> [INSTRUCTIONS FOR THE TASK] Copy each line of the material below that includes the string "this".

> [DATASET EXCERPTS]
== == ==

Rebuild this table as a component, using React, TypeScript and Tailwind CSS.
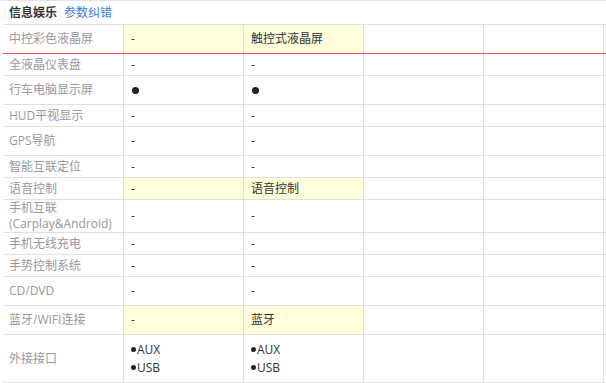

== == ==

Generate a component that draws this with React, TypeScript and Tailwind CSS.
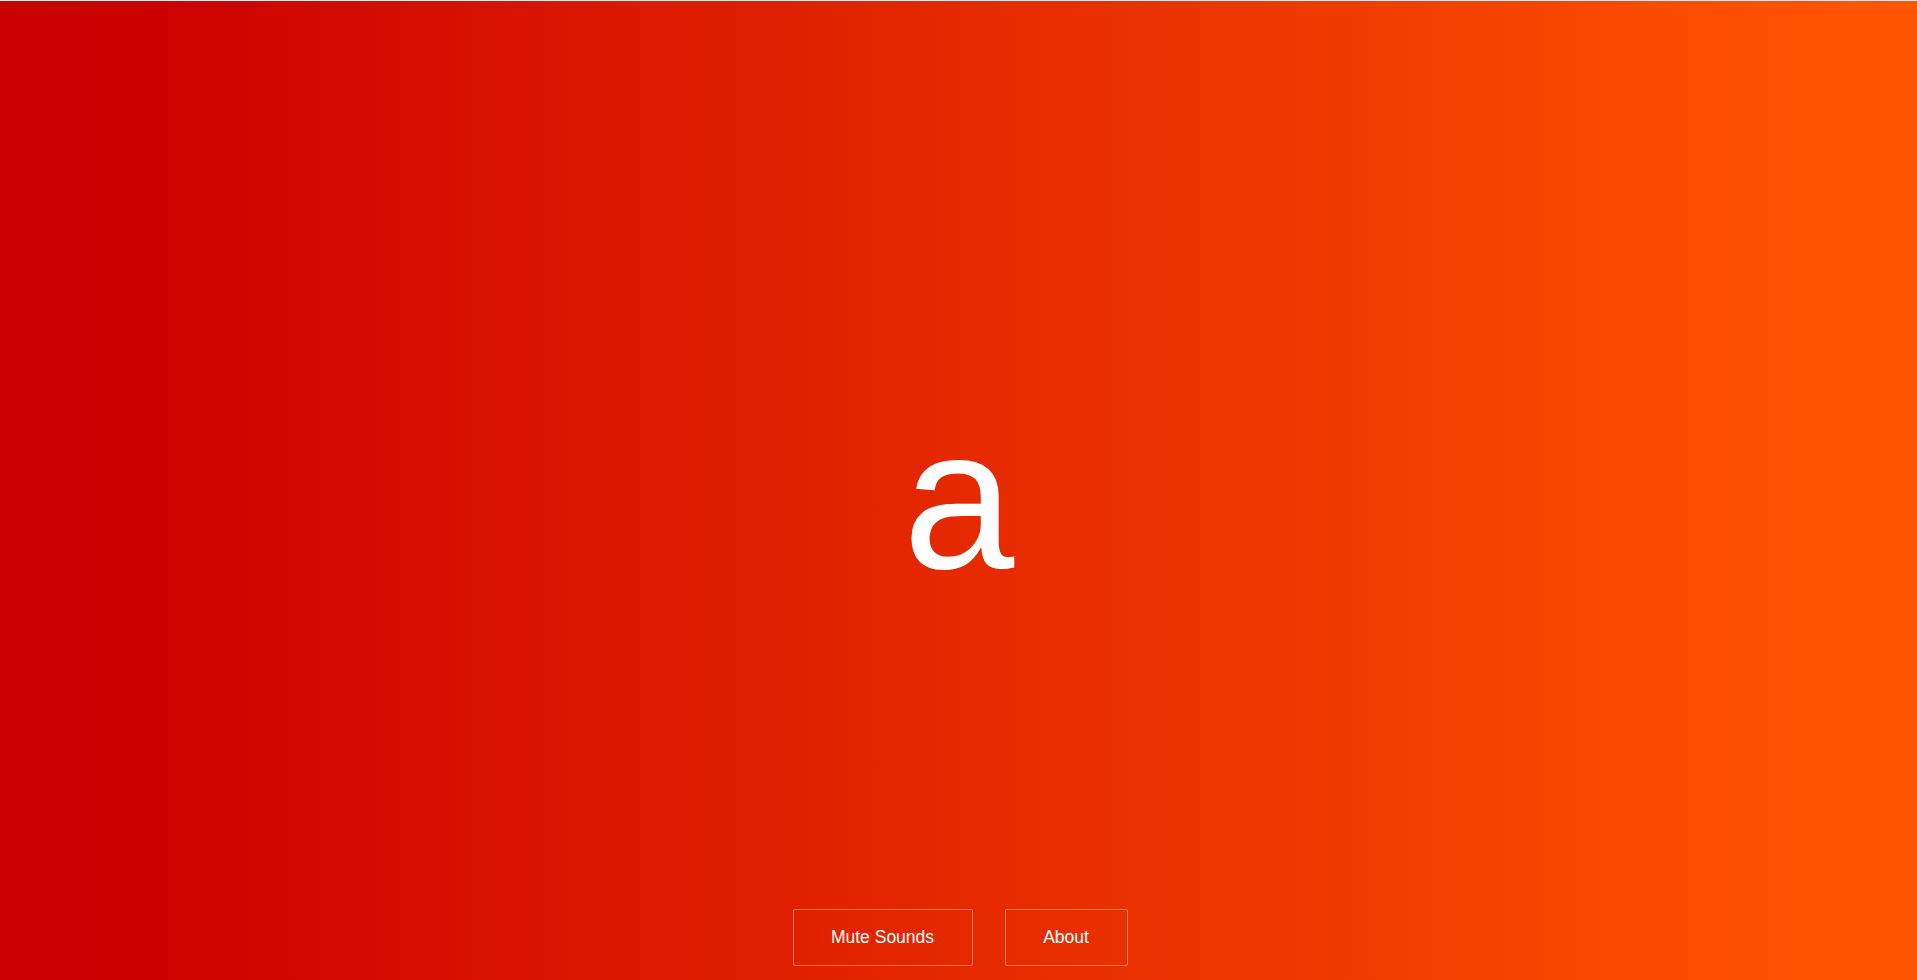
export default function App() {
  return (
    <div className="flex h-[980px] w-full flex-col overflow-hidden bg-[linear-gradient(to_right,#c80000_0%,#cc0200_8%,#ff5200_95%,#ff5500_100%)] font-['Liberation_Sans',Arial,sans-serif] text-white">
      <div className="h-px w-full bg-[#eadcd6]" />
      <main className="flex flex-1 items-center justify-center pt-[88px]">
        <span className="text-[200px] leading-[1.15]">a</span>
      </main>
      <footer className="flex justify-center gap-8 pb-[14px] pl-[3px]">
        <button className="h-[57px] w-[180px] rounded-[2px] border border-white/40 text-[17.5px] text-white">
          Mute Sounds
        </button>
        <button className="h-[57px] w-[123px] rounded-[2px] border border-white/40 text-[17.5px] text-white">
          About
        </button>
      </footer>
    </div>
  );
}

== == ==

> [THE ANSWER]
Rebuild this table as a component, using React, TypeScript and Tailwind CSS.
Generate a component that draws this with React, TypeScript and Tailwind CSS.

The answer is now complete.